In alle jaren dat wij dit doen, zijn er ook wel eens jongeren uitgestroomd omdat wij hen niet meer de zorg konden bieden die nodig was. Dit is altijd pijnlijk.
Aan de jongere laten we de keus of ze contact willen houden of niet. Soms is dit te moeilijk, zijn ze boos of willen ze ons gewoon liever niet meer spreken. Dat is allemaal goed. Wat ze ook kiezen, ik houd na het uitstromen altijd nog een korte tijd wat laagdrempelig contact. Ik wil daarmee voorkomen dat de uitgestroomde jongere zichzelf de schuld geeft van de overplaatsing.

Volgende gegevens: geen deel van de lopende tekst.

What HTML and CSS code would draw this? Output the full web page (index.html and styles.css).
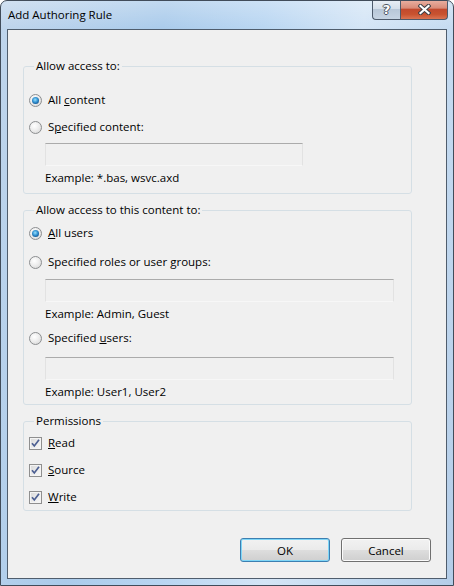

Het loopt eigenlijk altijd anders. Soms spreken we fysiek af, soms sturen we een kaartje. Nu ik dit schrijf, schiet me het voorbeeld te binnen van een meisje dat geen behoefte had aan contact. Ze wilde daarentegen wel op onze bruiloft komen. Dat is natuurlijk helemaal oke. Op de dag van het huwelijk kwam ze helemaal tip top ‘gedressed’ en is ze met ons allemaal meegereden in de limousine naar de bruiloftslocatie. Een roze limousine, dat wilde ze graag.
Een andere jongere die nu zo´n 10 jaar geleden is uitgestroomd, zoekt nog steeds af en toe contact. Soms via snapchat, soms bellen we. Dan praten we over vroeger en over dingen die nu spelen. Het mooie vind ik (en daar ben ik heel dankbaar voor!) dat wij nog steeds eerlijk en open tegen elkaar kunnen zijn. En dat hij advies kan aannemen.
Hij heeft wel eens spijt dat het bij ons ‘niet gelukt’ is. Ik vertel hem dan dat hij daar geen spijt van hoeft te hebben. Ik zeg hem dat ik dankbaar ben dat ik al zoveel jaren met hem mee mag lopen en veel van hem heb mogen leren.